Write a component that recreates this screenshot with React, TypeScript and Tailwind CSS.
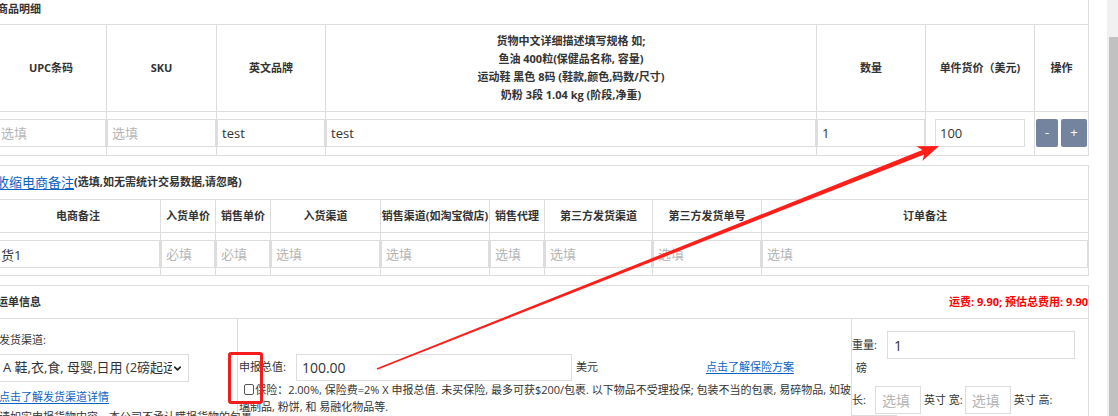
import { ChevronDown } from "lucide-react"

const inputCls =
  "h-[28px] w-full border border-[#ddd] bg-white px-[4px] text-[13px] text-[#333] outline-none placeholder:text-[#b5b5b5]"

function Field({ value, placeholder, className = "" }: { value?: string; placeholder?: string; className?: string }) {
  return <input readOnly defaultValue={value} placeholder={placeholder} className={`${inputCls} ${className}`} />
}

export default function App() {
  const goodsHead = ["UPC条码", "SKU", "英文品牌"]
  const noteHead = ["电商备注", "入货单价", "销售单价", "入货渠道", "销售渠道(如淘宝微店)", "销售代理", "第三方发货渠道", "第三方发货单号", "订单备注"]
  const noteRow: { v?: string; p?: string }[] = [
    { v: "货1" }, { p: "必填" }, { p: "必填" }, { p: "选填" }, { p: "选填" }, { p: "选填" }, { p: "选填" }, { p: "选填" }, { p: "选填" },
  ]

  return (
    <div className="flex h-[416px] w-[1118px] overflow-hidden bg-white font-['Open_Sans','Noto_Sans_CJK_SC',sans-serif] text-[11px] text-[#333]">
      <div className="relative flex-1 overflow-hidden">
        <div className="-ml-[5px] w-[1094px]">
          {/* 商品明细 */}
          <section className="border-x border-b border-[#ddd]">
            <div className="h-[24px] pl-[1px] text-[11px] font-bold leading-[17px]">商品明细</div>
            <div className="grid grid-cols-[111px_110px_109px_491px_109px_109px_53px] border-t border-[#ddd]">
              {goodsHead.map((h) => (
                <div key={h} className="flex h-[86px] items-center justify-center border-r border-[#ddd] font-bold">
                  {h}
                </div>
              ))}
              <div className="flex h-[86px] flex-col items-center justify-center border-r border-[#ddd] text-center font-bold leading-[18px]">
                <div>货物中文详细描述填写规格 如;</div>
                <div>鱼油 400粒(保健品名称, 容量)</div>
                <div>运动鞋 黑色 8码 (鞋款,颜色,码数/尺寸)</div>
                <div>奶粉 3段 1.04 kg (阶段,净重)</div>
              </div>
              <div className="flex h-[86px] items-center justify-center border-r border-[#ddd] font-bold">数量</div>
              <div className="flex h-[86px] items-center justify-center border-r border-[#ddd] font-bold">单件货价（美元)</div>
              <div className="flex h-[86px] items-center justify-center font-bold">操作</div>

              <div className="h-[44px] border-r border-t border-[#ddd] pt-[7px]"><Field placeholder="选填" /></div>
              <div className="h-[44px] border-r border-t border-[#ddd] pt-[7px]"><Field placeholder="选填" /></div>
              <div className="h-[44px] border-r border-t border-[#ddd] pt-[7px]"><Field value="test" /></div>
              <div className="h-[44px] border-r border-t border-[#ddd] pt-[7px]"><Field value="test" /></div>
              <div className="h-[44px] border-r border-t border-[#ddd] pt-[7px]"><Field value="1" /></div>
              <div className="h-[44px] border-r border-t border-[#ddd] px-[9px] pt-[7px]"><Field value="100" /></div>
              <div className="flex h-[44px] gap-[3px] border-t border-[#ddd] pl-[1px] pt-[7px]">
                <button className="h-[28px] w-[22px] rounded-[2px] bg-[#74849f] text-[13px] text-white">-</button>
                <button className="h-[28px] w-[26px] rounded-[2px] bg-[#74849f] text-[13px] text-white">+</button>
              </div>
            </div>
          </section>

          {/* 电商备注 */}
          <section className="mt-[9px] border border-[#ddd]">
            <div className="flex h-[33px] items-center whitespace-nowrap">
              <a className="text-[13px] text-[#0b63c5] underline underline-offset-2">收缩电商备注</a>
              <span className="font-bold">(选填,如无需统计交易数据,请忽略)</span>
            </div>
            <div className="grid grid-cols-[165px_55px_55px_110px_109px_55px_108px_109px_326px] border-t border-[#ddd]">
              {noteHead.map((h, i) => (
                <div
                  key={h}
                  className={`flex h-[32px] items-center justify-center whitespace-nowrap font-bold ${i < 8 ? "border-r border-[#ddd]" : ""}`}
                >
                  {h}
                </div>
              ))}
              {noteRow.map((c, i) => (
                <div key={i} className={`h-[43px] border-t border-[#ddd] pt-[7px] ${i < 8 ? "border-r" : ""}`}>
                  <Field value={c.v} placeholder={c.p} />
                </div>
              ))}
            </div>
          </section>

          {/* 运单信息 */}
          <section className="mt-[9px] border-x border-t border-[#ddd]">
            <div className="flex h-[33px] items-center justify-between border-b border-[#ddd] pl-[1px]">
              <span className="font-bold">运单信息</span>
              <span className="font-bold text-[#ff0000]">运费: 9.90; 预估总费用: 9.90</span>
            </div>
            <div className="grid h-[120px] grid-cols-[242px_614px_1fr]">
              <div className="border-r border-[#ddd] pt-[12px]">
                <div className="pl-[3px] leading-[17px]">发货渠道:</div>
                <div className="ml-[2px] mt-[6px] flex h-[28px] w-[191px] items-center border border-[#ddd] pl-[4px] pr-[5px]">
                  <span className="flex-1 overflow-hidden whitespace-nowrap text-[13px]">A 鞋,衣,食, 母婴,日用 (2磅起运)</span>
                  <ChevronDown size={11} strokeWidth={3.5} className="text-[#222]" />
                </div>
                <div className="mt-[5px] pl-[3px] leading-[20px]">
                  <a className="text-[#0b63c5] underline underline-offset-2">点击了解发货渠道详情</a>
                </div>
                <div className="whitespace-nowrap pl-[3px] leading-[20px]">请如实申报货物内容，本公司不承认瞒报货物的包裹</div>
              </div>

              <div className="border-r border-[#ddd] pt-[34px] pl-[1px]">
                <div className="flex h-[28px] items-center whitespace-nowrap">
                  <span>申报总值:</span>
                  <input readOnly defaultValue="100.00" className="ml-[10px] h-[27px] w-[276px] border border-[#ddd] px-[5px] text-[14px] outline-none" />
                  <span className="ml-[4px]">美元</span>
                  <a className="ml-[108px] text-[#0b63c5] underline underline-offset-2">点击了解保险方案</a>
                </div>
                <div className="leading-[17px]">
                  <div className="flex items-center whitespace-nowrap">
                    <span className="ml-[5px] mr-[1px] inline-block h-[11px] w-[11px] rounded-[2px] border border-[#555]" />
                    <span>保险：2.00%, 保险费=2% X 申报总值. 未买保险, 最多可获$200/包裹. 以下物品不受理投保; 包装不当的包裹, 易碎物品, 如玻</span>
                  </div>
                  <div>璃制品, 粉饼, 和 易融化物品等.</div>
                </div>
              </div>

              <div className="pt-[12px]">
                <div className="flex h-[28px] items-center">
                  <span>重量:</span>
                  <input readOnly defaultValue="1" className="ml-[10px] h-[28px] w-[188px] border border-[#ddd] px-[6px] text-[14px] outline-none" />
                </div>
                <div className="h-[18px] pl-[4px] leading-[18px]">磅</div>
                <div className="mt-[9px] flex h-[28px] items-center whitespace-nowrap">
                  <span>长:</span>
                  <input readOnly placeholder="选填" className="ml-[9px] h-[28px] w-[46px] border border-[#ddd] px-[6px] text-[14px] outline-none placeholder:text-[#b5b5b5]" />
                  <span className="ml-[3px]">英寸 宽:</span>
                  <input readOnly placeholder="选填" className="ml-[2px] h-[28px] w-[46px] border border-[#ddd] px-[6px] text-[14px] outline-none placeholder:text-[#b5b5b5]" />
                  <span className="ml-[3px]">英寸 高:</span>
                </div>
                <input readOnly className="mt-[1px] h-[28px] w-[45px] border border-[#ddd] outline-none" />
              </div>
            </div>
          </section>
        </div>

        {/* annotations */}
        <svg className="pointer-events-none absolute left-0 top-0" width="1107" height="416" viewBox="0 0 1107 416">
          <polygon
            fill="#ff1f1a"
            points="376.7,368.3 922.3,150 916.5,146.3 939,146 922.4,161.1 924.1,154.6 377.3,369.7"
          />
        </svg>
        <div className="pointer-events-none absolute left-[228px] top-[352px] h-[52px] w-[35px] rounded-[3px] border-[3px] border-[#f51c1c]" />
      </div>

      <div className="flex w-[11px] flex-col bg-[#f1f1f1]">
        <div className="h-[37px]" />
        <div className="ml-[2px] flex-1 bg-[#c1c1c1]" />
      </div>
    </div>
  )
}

□ □ □ □

Only the lines from the start of the material through the line containing "w-full border border-[#ddd]" should be transcribed. Pictures stay out.

Write a component that recreates this screenshot with React, TypeScript and Tailwind CSS.
import { ChevronDown } from "lucide-react"

const inputCls =
  "h-[28px] w-full border border-[#ddd] bg-white px-[4px] text-[13px] text-[#333] outline-none placeholder:text-[#b5b5b5]"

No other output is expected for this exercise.